This is a rigid regular heptagon I found on Wikipedia during associated research for my question on rigid pentagons:
The accompanying text reads
The construction includes two isosceles triangles which hold the rest of [the] bars fixed. The regular heptagon's side $a$, the shorter isosceles triangle side $e$, and the longer isosceles triangle side $d$ satisfy $$7a^2+e^2=4d^2\tag1$$
Here $a,d,e$ are integral, or more generally rational. The Wikipedia text goes on to say that $(1)$ can be derived from the following identity: $$\sin\frac\pi7-\sin\frac{2\pi}7-\sin\frac{4\pi}7=-\frac{\sqrt7}2\tag2$$ (If $a=1$ then by solving a Pell equation (see e.g. here) we get $d=\frac t{16}+\frac7t$ for $t\in\mathbb Q$.)
Now it is easy to prove $(2)$ by a minimal polynomial calculation. It is also easy to prove $(1)$ once you determine that the isosceles triangle's height is $\frac{\sqrt7}2a$. But how does $(1)$ follow from $(2)$?
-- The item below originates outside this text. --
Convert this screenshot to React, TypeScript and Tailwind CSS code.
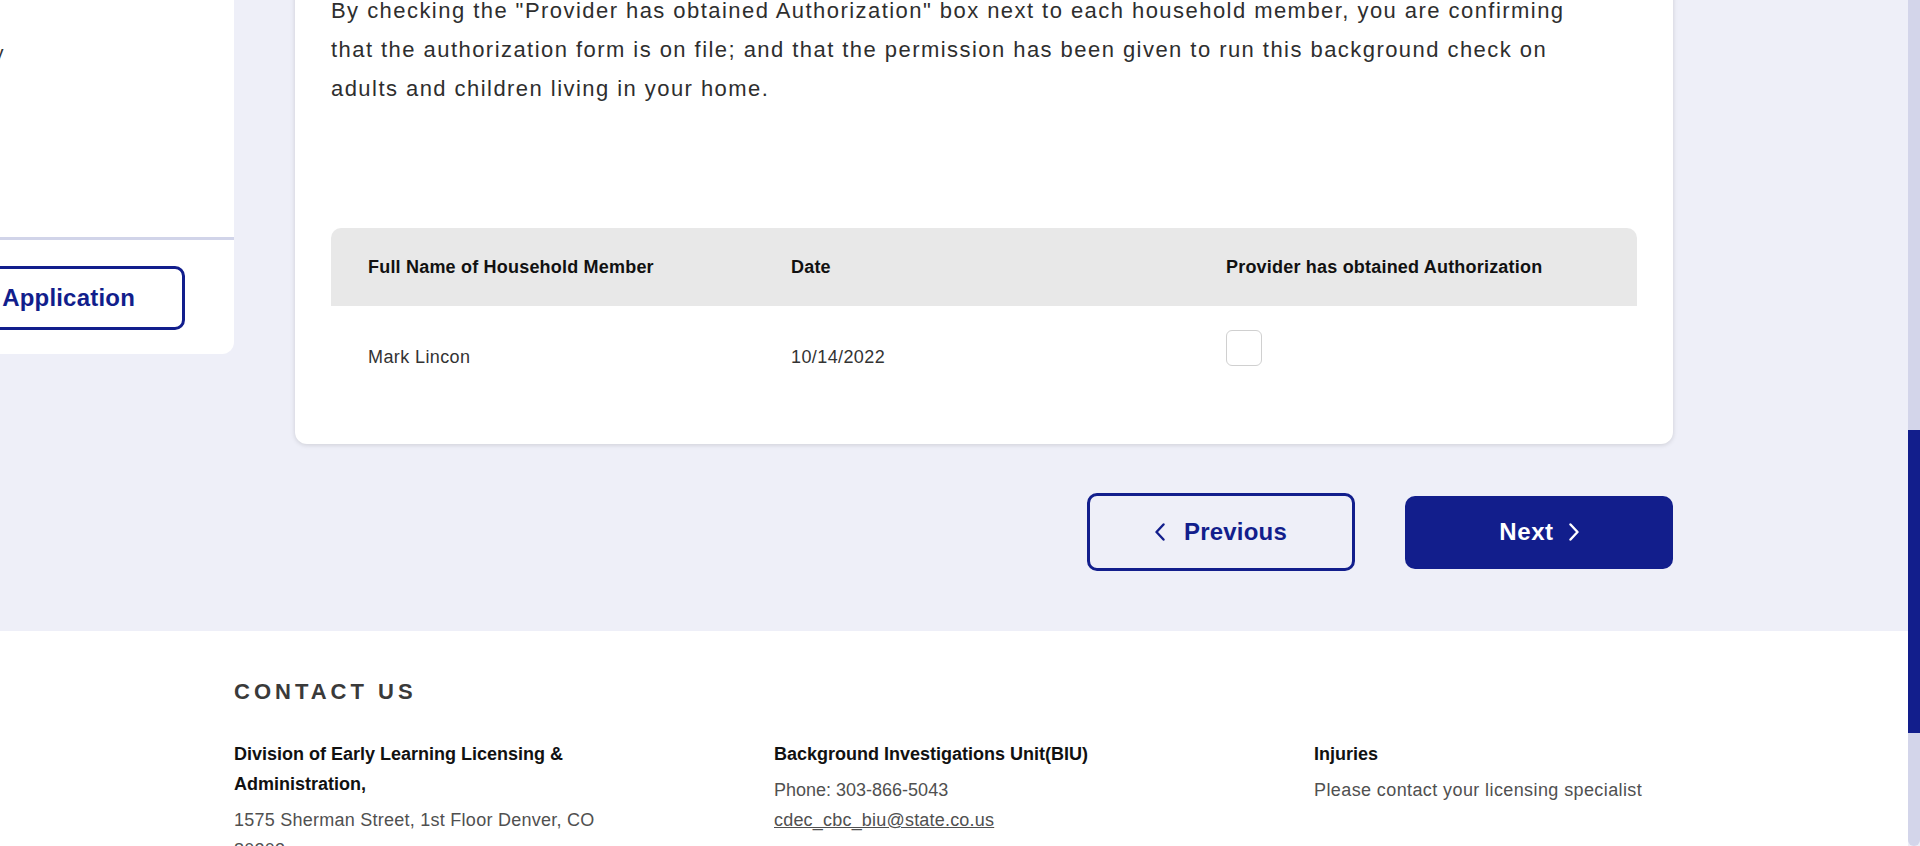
import React from "react";

function Chevron({ dir }: { dir: "left" | "right" }) {
  return (
    <svg
      width="10"
      height="18"
      viewBox="0 0 10 18"
      fill="none"
      stroke="currentColor"
      strokeWidth="2.4"
      strokeLinecap="round"
      strokeLinejoin="round"
    >
      {dir === "left" ? <path d="M8.5 1.5 1.5 9l7 7.5" /> : <path d="M1.5 1.5 8.5 9l-7 7.5" />}
    </svg>
  );
}

function SidePanel() {
  return (
    <aside className="w-[234px] shrink-0 -mt-[100px] bg-white rounded-br-[12px] overflow-hidden">
      <div className="h-[337px] pt-[139px]">
        <p className="-ml-[82px] whitespace-nowrap text-[20px] leading-[28px] text-[#333]">
          Summary
        </p>
      </div>
      <div className="border-t-[3px] border-[#d1d4e9] pt-[26px] pb-[24px]">
        <button className="-ml-[40px] mr-[49px] w-[225px] h-[64px] flex items-center justify-end pr-[47px] border-[3px] border-[#121e8c] rounded-[10px] text-[24px] font-bold tracking-[0.2px] text-[#121e8c] whitespace-nowrap">
          View Application
        </button>
      </div>
    </aside>
  );
}

function AuthorizationCard() {
  return (
    <div className="w-[1378px] -mt-[100px] bg-white rounded-[12px] shadow-[0_1px_5px_rgba(0,0,0,0.14)] pt-[91px] px-[36px] pb-[36px]">
      <p className="max-w-[1260px] text-[22px] leading-[39px] tracking-[1.45px] text-[#2e2e2e]">
        By checking the "Provider has obtained Authorization" box next to each household member, you are
        confirming that the authorization form is on file; and that the permission has been given to run
        this background check on adults and children living in your home.
      </p>

      <div className="mt-[120px]">
        <div className="grid grid-cols-[423px_435px_1fr] h-[78px] items-center bg-[#e8e8e8] rounded-t-[10px] text-[18px] font-bold tracking-[0.2px] text-[#111]">
          <div className="pl-[37px]">Full Name of Household Member</div>
          <div className="pl-[37px]">Date</div>
          <div className="pl-[37px]">Provider has obtained Authorization</div>
        </div>
        <div className="grid grid-cols-[423px_435px_1fr] h-[102px] items-center text-[18px] tracking-[0.4px] text-[#333]">
          <div className="pl-[37px]">Mark Lincon</div>
          <div className="pl-[37px]">10/14/2022</div>
          <div className="pl-[37px] self-start pt-[24px]">
            <div className="w-[36px] h-[36px] border border-[#d0d0d0] rounded-[6px] bg-white" />
          </div>
        </div>
      </div>
    </div>
  );
}

function NavButtons() {
  return (
    <div className="mt-[49px] flex items-center justify-end gap-[50px]">
      <button className="w-[268px] h-[78px] flex items-center justify-center gap-[19px] border-[3px] border-[#121e8c] rounded-[10px] text-[24px] font-bold tracking-[0.2px] text-[#121e8c]">
        <Chevron dir="left" />
        Previous
      </button>
      <button className="w-[268px] h-[73px] flex items-center justify-center gap-[15px] bg-[#121e8c] rounded-[10px] text-[24px] font-bold tracking-[0.6px] text-white">
        Next
        <Chevron dir="right" />
      </button>
    </div>
  );
}

function Footer() {
  return (
    <footer className="bg-white pl-[234px] pt-[46px]">
      <h2 className="text-[22px] leading-[30px] font-bold tracking-[4px] text-[#3a3a3a]">CONTACT US</h2>
      <div className="mt-[32px] grid grid-cols-[400px_400px_400px] gap-x-[140px] text-[18px] leading-[30px]">
        <div>
          <h3 className="font-bold text-[#111] mb-[6px]">Division of Early Learning Licensing &amp; Administration,</h3>
          <p className="text-[#505050] tracking-[0.25px]">1575 Sherman Street, 1st Floor Denver, CO 80203</p>
        </div>
        <div>
          <h3 className="font-bold text-[#111] mb-[6px]">Background Investigations Unit(BIU)</h3>
          <p className="text-[#505050]">Phone: 303-866-5043</p>
          <a className="text-[#505050] underline tracking-[0.2px]">cdec_cbc_biu@state.co.us</a>
        </div>
        <div>
          <h3 className="font-bold text-[#111] mb-[6px]">Injuries</h3>
          <p className="text-[#505050] tracking-[0.4px]">Please contact your licensing specialist</p>
        </div>
      </div>
    </footer>
  );
}

export default function App() {
  return (
    <div className="flex h-screen overflow-hidden bg-[#eeeff8] font-['Liberation_Sans',Arial,sans-serif]">
      <div className="flex-1 flex flex-col overflow-hidden">
        <section className="flex items-start gap-[61px] pb-[60px]">
          <SidePanel />
          <div className="flex flex-col">
            <AuthorizationCard />
            <NavButtons />
          </div>
        </section>
        <Footer />
      </div>
      <div className="w-[12px] shrink-0 bg-[#d3d5ea] rounded-b-[6px]">
        <div className="mt-[430px] h-[303px] bg-[#121e8c]" />
      </div>
    </div>
  );
}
If the association can be shown, I might be able to derive a rigid regular nonagon with rational sticks from the following identity. $$\sin\frac\pi9+\sin\frac{2\pi}9=\sin\frac{4\pi}9$$
Rewrite $\sin\frac\pi7$ as $-\sin\frac{8\pi}7$ and $(1)$ as $$\sin\frac{2\pi}7+\sin\frac{4\pi}7+\sin\frac{8\pi}7=\frac{\sqrt7}2$$ But this is also easy to show: $$\cos\frac{2\pi}7+\cos\frac{4\pi}7+\cos\frac{8\pi}7=-\frac12$$ Now suppose the heptagon has unit side length and one side spans $-1$ and $0$ (we are treating points as equivalent to complex numbers here). Erect the isosceles triangle discussed in the Wikipedia text on that side, pointing upwards. In a very natural way induced by the construction, the apex of that triangle is $e^{2\pi/7}+e^{4\pi/7}+e^{8\pi/7}$, which by the two identities above equals $\frac12(-1+\sqrt7i)$. Thus the height of the isosceles triangle is $\frac{\sqrt7}2$ and $(2)$ follows.